Sure. Individual human judgment hasn’t been changed by technology, and I don’t think we can festishize form; the important thing is content. I mean, yes, as we have the proliferation of opinion online, that’s one of the interesting macro themes of the book: We’re living in a time when people are writing obituaries for newspapers every day, and yet we’re seeing online opinion proliferate like never before. What’s in danger of being lost is some of that sense of quality – what makes a reported column, that sense of continuity and tradition. And that’s one of the reasons we did the book, to help us raise our own game. This book as an education and an inspiration for us.

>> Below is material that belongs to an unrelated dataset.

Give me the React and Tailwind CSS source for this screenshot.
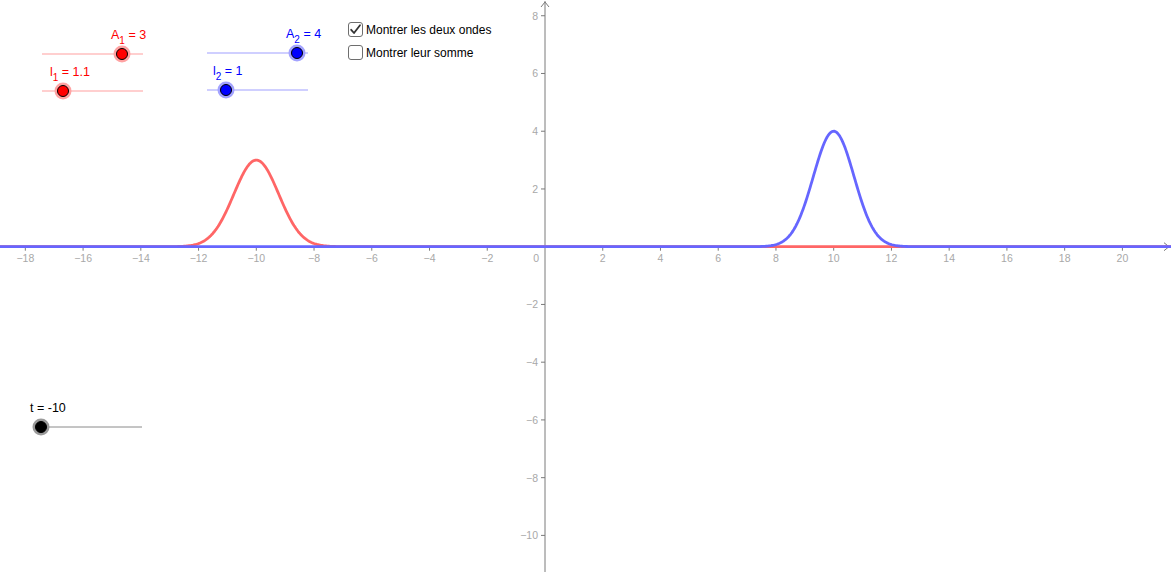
import React from "react";

const OX = 545;
const OY = 246.7;
const S = 28.87;
const W = 1171;
const H = 575;

const toX = (x) => OX + x * S;
const toY = (y) => OY - y * S;

function curve(f) {
  let d = "";
  for (let px = 0; px <= W; px += 1) {
    const x = (px - OX) / S;
    const y = toY(f(x));
    d += (px === 0 ? "M" : "L") + px + " " + y.toFixed(2) + " ";
  }
  return d;
}

const red = curve((x) => 3 * Math.exp(-(((x + 10) / 1.1) ** 2)));
const blue = curve((x) => 4 * Math.exp(-(((x - 10) / 1) ** 2)));

const xTicks = [-18, -16, -14, -12, -10, -8, -6, -4, -2, 2, 4, 6, 8, 10, 12, 14, 16, 18, 20];
const yTicks = [8, 6, 4, 2, -2, -4, -6, -8, -10];

function fmt(n) {
  return n < 0 ? "\u2212" + Math.abs(n) : String(n);
}

function Slider({ x1, x2, y, px, line, fill, halo, label, sub, value, lx, ly, color }) {
  return (
    <g>
      <line x1={x1} y1={y} x2={x2} y2={y} stroke={line} strokeWidth="1" />
      <circle cx={px} cy={y} r="8.5" fill={halo} />
      <circle cx={px} cy={y} r="5.5" fill={fill} stroke="#000" strokeWidth="1" />
      <text x={lx} y={ly} fill={color} fontSize="12.5" fontFamily="'Liberation Sans', Arial, sans-serif">
        {label}
        {sub && (
          <tspan fontSize="10" dy="5">
            {sub}
          </tspan>
        )}
        <tspan dy={sub ? -5 : 0}>{" = " + value}</tspan>
      </text>
    </g>
  );
}

function Check({ checked, children }) {
  return (
    <div className="flex items-center gap-[3px] h-[15px]">
      <div className="w-[15px] h-[15px] rounded-[3px] border border-[#6e6e6e] bg-white flex items-center justify-center">
        {checked && (
          <svg width="13" height="13" viewBox="0 0 13 13">
            <path d="M2.2 6.8 L5 10 L11 2.2" fill="none" stroke="#333" strokeWidth="1.8" strokeLinecap="round" strokeLinejoin="round" />
          </svg>
        )}
      </div>
      <span className="text-[12px] leading-none text-black">{children}</span>
    </div>
  );
}

export default function App() {
  return (
    <div className="relative w-[1171px] h-[575px] bg-white overflow-hidden" style={{ fontFamily: "'Liberation Sans', Arial, sans-serif" }}>
      <svg width={W} height={H} className="block">
        {/* axes */}
        <line x1="0" y1={OY} x2={W - 2} y2={OY} stroke="#7a7a7a" strokeWidth="1" />
        <line x1={OX} y1={572} x2={OX} y2="1" stroke="#7a7a7a" strokeWidth="1" />
        <path d={`M${W - 7} ${OY - 4} L${W - 2} ${OY} L${W - 7} ${OY + 4}`} fill="none" stroke="#7a7a7a" />
        <path d={`M${OX - 4} 7 L${OX} 2 L${OX + 4} 7`} fill="none" stroke="#7a7a7a" />
        {xTicks.map((t) => (
          <g key={"x" + t}>
            <line x1={toX(t)} y1={OY} x2={toX(t)} y2={OY + 4} stroke="#7a7a7a" />
            <text x={toX(t)} y={OY + 15} textAnchor="middle" fontSize="10.5" fill="#a8a8a8">
              {fmt(t)}
            </text>
          </g>
        ))}
        <text x={OX - 6} y={OY + 15} textAnchor="end" fontSize="10.5" fill="#a8a8a8">
          0
        </text>
        {yTicks.map((t) => (
          <g key={"y" + t}>
            <line x1={OX - 4} y1={toY(t)} x2={OX} y2={toY(t)} stroke="#7a7a7a" />
            <text x={OX - 7} y={toY(t) + 4} textAnchor="end" fontSize="10.5" fill="#a8a8a8">
              {fmt(t)}
            </text>
          </g>
        ))}

        {/* waves */}
        <path d={red} fill="none" stroke="#ff6666" strokeWidth="2.8" strokeLinejoin="round" />
        <path d={blue} fill="none" stroke="#6666ff" strokeWidth="2.8" strokeLinejoin="round" />

        {/* sliders */}
        <Slider x1={42} x2={143} y={54} px={122} line="#ff9f9f" fill="#ff0000" halo="#ffa3a3" label="A" sub="1" value="3" lx={111} ly={39} color="#ff0000" />
        <Slider x1={42} x2={143} y={91} px={63} line="#ff9f9f" fill="#ff0000" halo="#ffa3a3" label="l" sub="1" value="1.1" lx={50} ly={76} color="#ff0000" />
        <Slider x1={207} x2={308} y={53} px={297} line="#9f9fff" fill="#0000ff" halo="#a3a3ff" label="A" sub="2" value="4" lx={286} ly={38} color="#0000ff" />
        <Slider x1={207} x2={308} y={90} px={226} line="#9f9fff" fill="#0000ff" halo="#a3a3ff" label="l" sub="2" value="1" lx={213} ly={75} color="#0000ff" />
        <Slider x1={41} x2={142} y={427} px={41} line="#8a8a8a" fill="#000000" halo="#9a9a9a" label="t" value="-10" lx={30} ly={412} color="#000000" />
      </svg>

      <div className="absolute left-[348px] top-[22px] flex flex-col gap-[8px]">
        <Check checked>Montrer les deux ondes</Check>
        <Check>Montrer leur somme</Check>
      </div>
    </div>
  );
}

We wanted to compile this book so we could learn from it. That was in no small part the point.
Specifically to your talk on Saturday at the Book Fair, what will be your focus of that program?
This is going to be great. We’ve got three classic columnists on the stage with us. It’ll be an onstage conversation about the classic art of column writing. They are deadline artists, and we are younger practitioners of the same craft. We’ll have an intergenerational conversation about what makes a great column.

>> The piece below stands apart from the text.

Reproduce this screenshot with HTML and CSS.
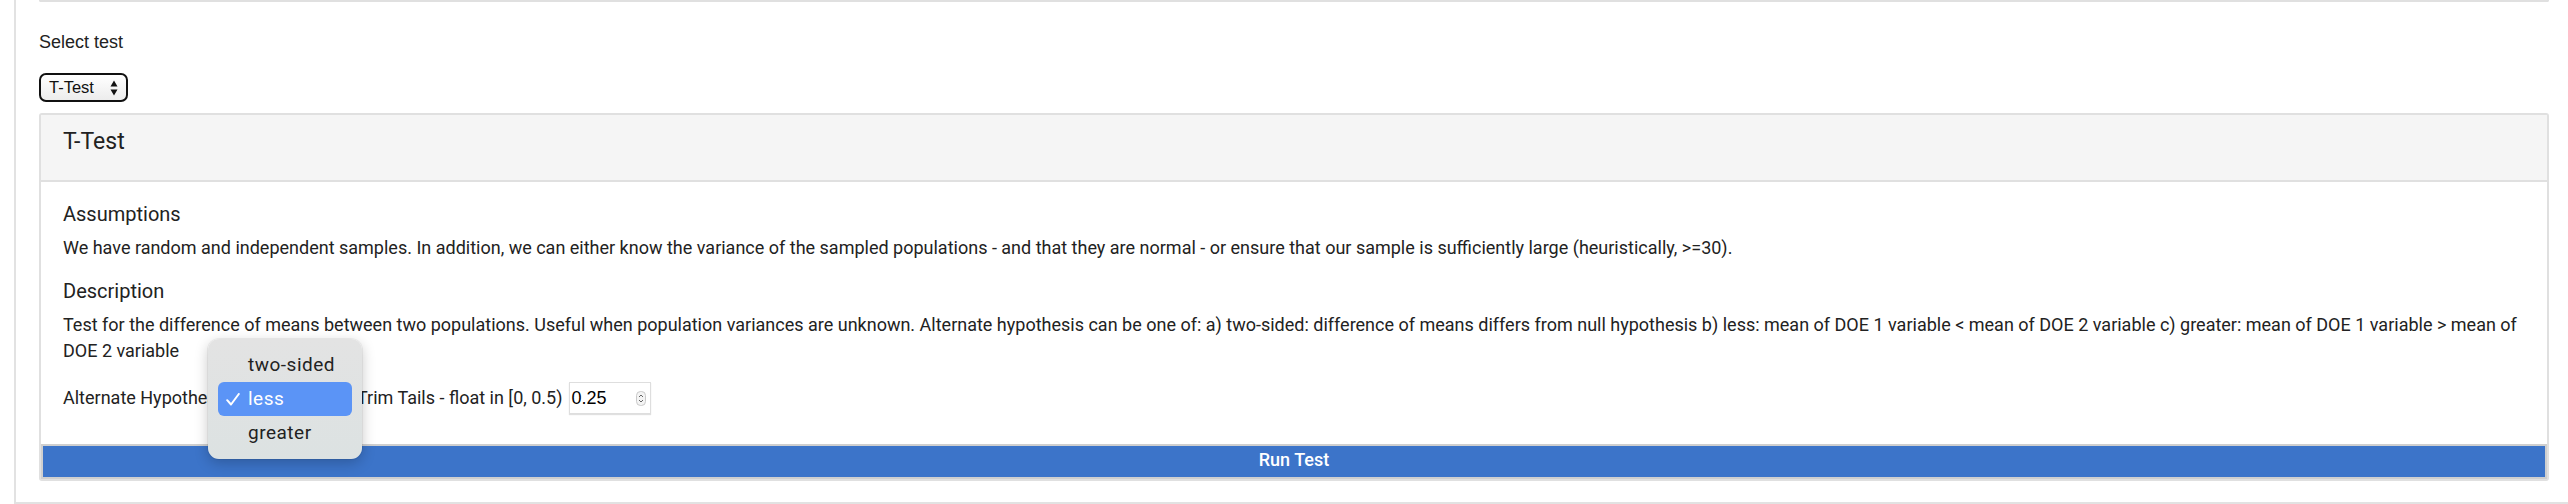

In “Wingnuts,” two of the people you singled out for chapters were Glenn Beck and Keith Olbermann. Do you have to take some satisfaction or validation in the fact that both of them have been marginalized and now and have much smaller audiences than when you wrote that book?

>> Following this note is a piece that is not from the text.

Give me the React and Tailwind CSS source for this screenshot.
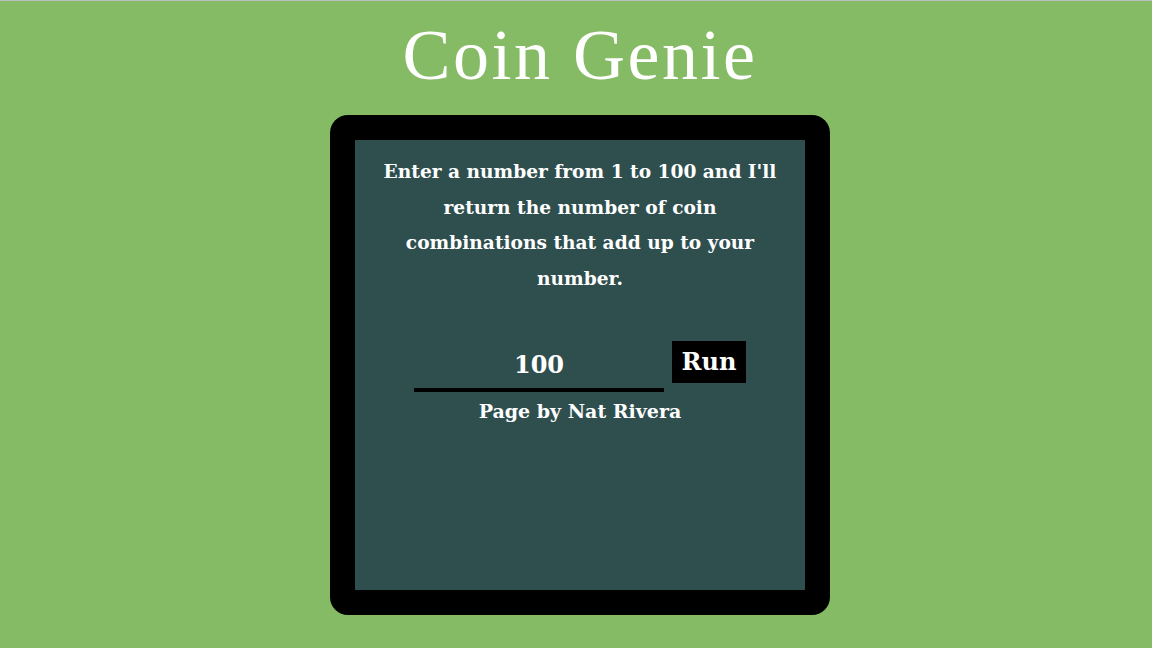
import { useState } from "react";

const App = () => {
  const [value, setValue] = useState("100");

  return (
    <div className="min-h-screen w-full bg-[#85bb65] border-t border-[#bdbdbd] pl-[8px] flex flex-col items-center font-['Liberation_Serif',serif] text-white">
      <h1 className="mt-[14px] text-[72px] leading-[80px] tracking-[2.5px] font-normal">
        Coin Genie
      </h1>

      <div className="mt-[20px] w-[500px] h-[500px] bg-black rounded-[18px] p-[25px]">
        <div className="h-full w-full bg-[#2f4f4f] flex flex-col items-center pt-[14px]">
          <p className="text-center font-['DejaVu_Serif',serif] font-bold text-[18.6px] leading-[35.7px]">
            Enter a number from 1 to 100 and I'll
            <br />
            return the number of coin
            <br />
            combinations that add up to your
            <br />
            number.
          </p>

          <div className="mt-[44px] flex items-start gap-[8px]">
            <input
              type="text"
              value={value}
              onChange={(e) => setValue(e.target.value)}
              className="w-[250px] h-[51px] bg-transparent border-b-4 border-black text-center text-white font-['DejaVu_Serif',serif] font-bold text-[24px] focus:outline-none"
            />
            <button className="w-[74px] h-[42px] bg-black text-white font-['DejaVu_Serif',serif] font-bold text-[24px]">
              Run
            </button>
          </div>

          <p className="mt-[5px] font-['DejaVu_Serif',serif] font-bold text-[19px] leading-[28px]">
            Page by Nat Rivera
          </p>
        </div>
      </div>
    </div>
  );
};

export default App;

Certainly some; if you look at the folks we put on the cover of “Wingnuts” – you mentioned Beck and Olbermann but also Sarah Palin – were enormously influential when that book came out in the spring of 2009. All three of them are far less relevant today. Beck and Olbermann are no longer on air in their same perches. Interestingly, both have branched out and tried to do a more innovative approach to television media, but they have far less reach and influence because they’re no longer on their respective cable stations. And Palin, after sucking up all that oxygen for those two years, announced that she wasn’t running, and it was anticlimactic. She almost entirely disappeared. I do think that’s a hopeful sign of a pushback. Of course, when you’re dealing with extremism in American politics, it’s always a many-headed hydra: You slay one, and new ones pop up. To some extent, Sarah Palin’s niche was taken up by Michele Bachman, who proved much more willing to go further than Palin would in terms of practicing the politics of incitement, of playing politics by talk-radio rules. And that’s one of the things that has made her less relevant. But I do hope we have turned the page on the wingnuts.
Do you feel with these recent election results from a couple of weeks ago that we seem to embracing centrism, and rolling back some of the extreme people we elected in 2010?
I do think there’s a hopeful sign. I’ve written a lot about the cycle of overreach and backlash, and it is what happens; when ideologues take over polarized political parties, they misinterpret election victories as ideological mandates. They overreach, and almost immediately there’s a common-sense backlash. And that is what we saw in these elections. There were mixed results; in Ohio, two philosophically opposing ballot initiatives passed overwhelmingly, and I like to see high turnout. I think that shows a sign of civic engagement. But that cycle of overreach and backlash is really in overdrive.
Lastly, I hear Chris Matthews use your term Obama Derangement Syndrome a lot without crediting you. How do you feel about the fact that some of the ideas from “Wingnuts” have become free-floating memes in our political discourse?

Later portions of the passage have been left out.